**PROBLEM STATEMENT:** Determine which lines contain the word "React", then copy those lines.

**RECORDED DATA:**
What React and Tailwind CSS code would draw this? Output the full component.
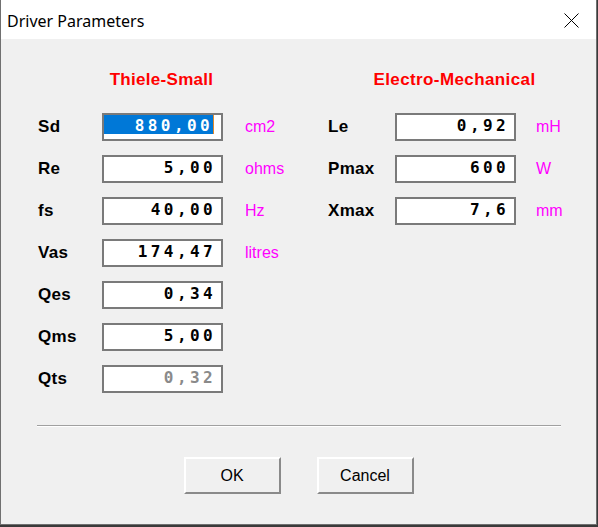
import React from "react";

const leftRows = [
  { label: "Sd", value: "880,00", unit: "cm2", selected: true },
  { label: "Re", value: "5,00", unit: "ohms" },
  { label: "fs", value: "40,00", unit: "Hz" },
  { label: "Vas", value: "174,47", unit: "litres" },
  { label: "Qes", value: "0,34", unit: "" },
  { label: "Qms", value: "5,00", unit: "" },
  { label: "Qts", value: "0,32", unit: "", disabled: true },
];

const rightRows = [
  { label: "Le", value: "0,92", unit: "mH" },
  { label: "Pmax", value: "600", unit: "W" },
  { label: "Xmax", value: "7,6", unit: "mm" },
];

function Field({ value, selected, disabled, width }) {
  return (
    <div
      className={`h-[28px] ${width} border-2 border-[#7a7a7a] bg-white flex items-start`}
    >
      {selected ? (
        <div className="flex-1 h-[19px] flex justify-end">
          <span className="flex-1 bg-[#0078d7] text-white text-right font-['DejaVu_Sans_Mono',monospace] font-bold text-[16px] leading-[19px] tracking-[3.4px] pt-[1px]">
            {value}
          </span>
          <span className="w-[1px] h-[19px] bg-[#e08a2c]"></span>
          <span className="w-[7px]"></span>
        </div>
      ) : (
        <div
          className={`flex-1 text-right font-['DejaVu_Sans_Mono',monospace] font-bold text-[16px] leading-[19px] tracking-[3.4px] pr-[5px] pt-[1px] ${
            disabled ? "text-[#8a8a8a]" : "text-black"
          }`}
        >
          {value}
        </div>
      )}
    </div>
  );
}

function Row({ row, labelW, boxW, unitGap }) {
  return (
    <div className="h-[28px] flex items-center">
      <div
        className={`${labelW} font-['Liberation_Sans',Arial,sans-serif] font-bold text-[17px] leading-[20px] tracking-[0.3px] text-black`}
      >
        {row.label}
      </div>
      <Field value={row.value} selected={row.selected} disabled={row.disabled} width={boxW} />
      <div
        className={`${unitGap} font-['Liberation_Sans',Arial,sans-serif] text-[16px] leading-[20px] text-[#ff00ff]`}
      >
        {row.unit}
      </div>
    </div>
  );
}

function Button({ children }) {
  return (
    <div className="w-[97px] h-[37px] bg-[#f0f0f0] border-2 border-t-white border-l-white border-b-[#8a8a8a] border-r-[#8a8a8a] flex items-center justify-center font-['Liberation_Sans',Arial,sans-serif] text-[16px] text-black">
      {children}
    </div>
  );
}

export default function App() {
  return (
    <div className="w-[598px] h-[527px] bg-[#3a3a3a] overflow-hidden">
      <div className="w-[597px] h-[525px] bg-[#f0f0f0] border-l border-r border-b border-[#707070] flex flex-col">
        {/* Title bar */}
        <div className="h-[39px] bg-white flex items-center justify-between shrink-0">
          <div className="pl-[6px] font-['Noto_Sans',sans-serif] text-[16px] leading-[20px] text-black pt-[2px]">
            Driver Parameters
          </div>
          <div className="pr-[17px] pt-[2px]">
            <svg width="15" height="15" viewBox="0 0 15 15">
              <path d="M0.5 0.5 L14.5 14.5 M14.5 0.5 L0.5 14.5" stroke="#000" strokeWidth="1" />
            </svg>
          </div>
        </div>

        {/* Body */}
        <div className="flex-1 flex flex-col">
          <div className="flex pl-[37px] pt-[31px]">
            {/* Left column */}
            <div className="w-[290px] flex flex-col">
              <div className="w-[247px] h-[20px] text-center font-['Liberation_Sans',Arial,sans-serif] font-bold text-[17px] leading-[20px] tracking-[0.3px] text-[#ff0000]">
                Thiele-Small
              </div>
              <div className="mt-[23px] flex flex-col gap-[14px]">
                {leftRows.map((r) => (
                  <Row key={r.label} row={r} labelW="w-[64px]" boxW="w-[121px]" unitGap="ml-[22px]" />
                ))}
              </div>
            </div>
            {/* Right column */}
            <div className="w-[253px] flex flex-col">
              <div className="w-[253px] h-[20px] text-center font-['Liberation_Sans',Arial,sans-serif] font-bold text-[17px] leading-[20px] tracking-[0.4px] text-[#ff0000]">
                Electro-Mechanical
              </div>
              <div className="mt-[23px] flex flex-col gap-[14px]">
                {rightRows.map((r) => (
                  <Row key={r.label} row={r} labelW="w-[67px]" boxW="w-[121px]" unitGap="ml-[20px]" />
                ))}
              </div>
            </div>
          </div>

          {/* Separator */}
          <div className="ml-[36px] mt-[32px] w-[524px] h-[2px] flex flex-col">
            <div className="h-[1px] bg-[#a0a0a0]"></div>
            <div className="h-[1px] bg-white"></div>
          </div>

          {/* Buttons */}
          <div className="mt-[30px] flex justify-center gap-[36px]">
            <Button>OK</Button>
            <Button>Cancel</Button>
          </div>
        </div>
      </div>
    </div>
  );
}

**FINAL RESULT:**
What React and Tailwind CSS code would draw this? Output the full component.
import React from "react";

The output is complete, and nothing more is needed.